Panel unanimously OKs measure to fight STDs

Published: Wednesday, Jan. 23 2008 12:37 a.m. MST

A bill intended to address what some Utah public health officials are calling an epidemic of sexually transmitted diseases among teens and the 20 to 35 year age group received unanimous committee approval Tuesday afternoon.

The rate of syphilis, chlamydia and other STDs is up by a factor of four over the past 10 years, according to the state health department. The unexpected increase is alarming to doctors because patients often have no idea what they're dealing with — what the diseases are, how harmful they can be or how they are spread.

Symptoms often disappear after the onset stage, but if they're left untreated, a person's neurological system can be targeted, inducing blindness, dementia and sometimes death.

HB15 requires information detailing the serious personal health consequences of untreated STDs be provided to all local public health departments and provides money — $350,000 in ongoing state funds — to ensure that information is disbursed.

Local public health staff would provide options for treatment of STDs and where services and insurance coverage for that treatment can be obtained.

HB15 endorses sexual abstinence before marriage and fidelity after marriage as being the surest prevention of STDs.

But the fact is — and the number of cases supports — that young people are not abstaining, said bill sponsor Rep. Phil Riesen, D-East Millcreek. "And we need to do what we can to make sure they are told that these diseases can have lifelong, sometimes even life-threatening effects."

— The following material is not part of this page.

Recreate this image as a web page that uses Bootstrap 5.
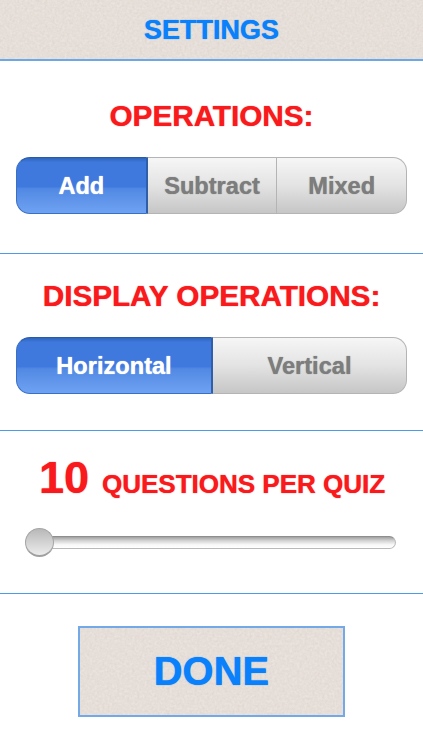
<!DOCTYPE html>
<html lang="en">
<head>
<meta charset="utf-8">
<title>Settings</title>
<link href="https://cdn.jsdelivr.net/npm/bootstrap@5.3.0/dist/css/bootstrap.min.css" rel="stylesheet">
<style>
html, body { height: 750px; overflow: hidden; }
body { background: #fff; font-family: "Liberation Sans", Arial, sans-serif; font-weight: 700; }
.paper {
  background-color: #e9e2dd;
  background-image: url("data:image/svg+xml,%3Csvg xmlns='http://www.w3.org/2000/svg' width='300' height='300'%3E%3Cfilter id='n'%3E%3CfeTurbulence type='fractalNoise' baseFrequency='0.4' numOctaves='3' seed='4'/%3E%3CfeColorMatrix values='0 0 0 0 0.62 0 0 0 0 0.54 0 0 0 0 0.47 0.4 0.4 0 0 -0.27'/%3E%3C/filter%3E%3Crect width='300' height='300' filter='url(%23n)'/%3E%3C/svg%3E");
}
.soft { text-shadow: 0 0 1px currentColor; }
.top-strip { height: 61px; border-bottom: 2px solid #6aa8e8; color: #0a80fa; font-size: 27px; padding-top: 1px; }
.zone { border-bottom: 1px solid #4f9ae8; padding: 0 16px; }
.zone-ops { height: 193px; padding-top: 38px; }
.zone-display { height: 177px; padding-top: 25px; }
.zone-count { height: 163px; padding-top: 21px; }
.zone-title { color: #f81a1c; font-size: 29.7px; line-height: 34px; margin: 0; font-weight: 700; text-align: center; }
.zone-ops .zone-title { margin-bottom: 24px; }
.zone-display .zone-title { margin-bottom: 24px; }
.seg { width: 100%; height: 57px; display: flex; }
.seg .btn {
  font-size: 23.6px; font-weight: 700; padding: 2px 0 0; border-radius: 0; flex: 1 1 0;
  color: #7d7d7d; border: 1px solid #b4b4b4; border-left: 0;
  background: linear-gradient(#f6f6f6 0%, #e4e4e4 48%, #c6c6c6 100%);
}
.seg .btn:first-child { border-radius: 14px 0 0 14px; border-left: 1px solid #3a6fc4; }
.seg .btn:last-child { border-radius: 0 14px 14px 0; }
.seg .btn.active, .seg .btn.active:hover {
  color: #fff; border: 1px solid #3a6fc4; border-right: 2px solid #2f5fa8; border-top-color: #2a5aa6;
  background: linear-gradient(#2f65bc 0%, #3f79de 8%, #3f79de 52%, #5189e3 56%, #6fa2f2 100%);
}
.seg-wide .btn:first-child { flex: 0 0 197px; }
.count-line { color: #f81a1c; font-size: 26px; line-height: 52px; height: 52px; justify-content: center; gap: 13px; padding-left: 1px; }
.count-num { font-size: 45px; }
.slider { height: 30px; margin: 23px 11px 0 9px; }
.slider-track {
  flex: 1; height: 13px; border-radius: 7px; border: 1px solid #b9b9b9; border-top-color: #8e8e8e; margin-left: -8px;
  background: linear-gradient(#a0a0a0 0%, #d4d4d4 35%, #f8f8f8 70%, #fff 100%);
}
.slider-knob {
  width: 29px; height: 29px; border-radius: 50%; flex: none; position: relative; z-index: 1;
  border: 1px solid #a5a5a5; border-bottom: 2px solid #a0a0a0;
  background: linear-gradient(#b8b8b8 0%, #d2d2d2 50%, #ececec 100%);
}
.finish {
  display: block; width: 267px; height: 91px; margin: 32px auto 0; padding: 0; border-radius: 0;
  border: 2px solid #74a9e8; color: #0a80fa; font-size: 40px; font-weight: 700; line-height: 85px;
}
.finish:hover { color: #0a80fa; border-color: #74a9e8; }
</style>
</head>
<body>
<header class="top-strip paper d-flex align-items-center justify-content-center soft">SETTINGS</header>
<section class="zone zone-ops">
  <h2 class="zone-title soft">OPERATIONS:</h2>
  <div class="seg" role="group">
    <button class="btn active soft" type="button">Add</button>
    <button class="btn soft" type="button">Subtract</button>
    <button class="btn soft" type="button">Mixed</button>
  </div>
</section>
<section class="zone zone-display">
  <h2 class="zone-title soft">DISPLAY OPERATIONS:</h2>
  <div class="seg seg-wide" role="group">
    <button class="btn active soft" type="button">Horizontal</button>
    <button class="btn soft" type="button">Vertical</button>
  </div>
</section>
<section class="zone zone-count">
  <div class="count-line d-flex align-items-baseline soft"><span class="count-num">10</span><span>QUESTIONS PER QUIZ</span></div>
  <div class="slider d-flex align-items-center">
    <div class="slider-knob"></div>
    <div class="slider-track"></div>
  </div>
</section>
<button class="btn finish paper soft" type="button">DONE</button>
<script src="https://cdn.jsdelivr.net/npm/bootstrap@5.3.0/dist/js/bootstrap.bundle.min.js"></script>
</body>
</html>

Untreated, an STD will harm a woman's ability to become pregnant, but it can also lead to infection in the reproductive organs and ultimately death, said Dr. David Sundwall, executive director of the state health department.

"I don't want to sound alarmist, but an increase in STDs is bound to be followed by an increase in the cases of HIV," Sundwall said. "This is a fundamental and necessary step toward doing our best to protect the public health."

In Utah, where the trend has been upward for several years, there were more than 5,000 cases of chlamydia in the past year, the vast majority diagnosed in people ages 15 to 24. Gonorrhea rates are jumping again after hitting a record low, and an increasing number of cases are caused by a "superbug" version resistant to common antibiotics.

Sundwall said decisions about sexual health and sexual behaviors made during adolescence can have lifelong effects. Those range from teen pregnancy that can affect health, educational and economic opportunities for the child and parents to human papilloma virus infections that can result in cervical cancer or chlamydia infections that can cause infertility.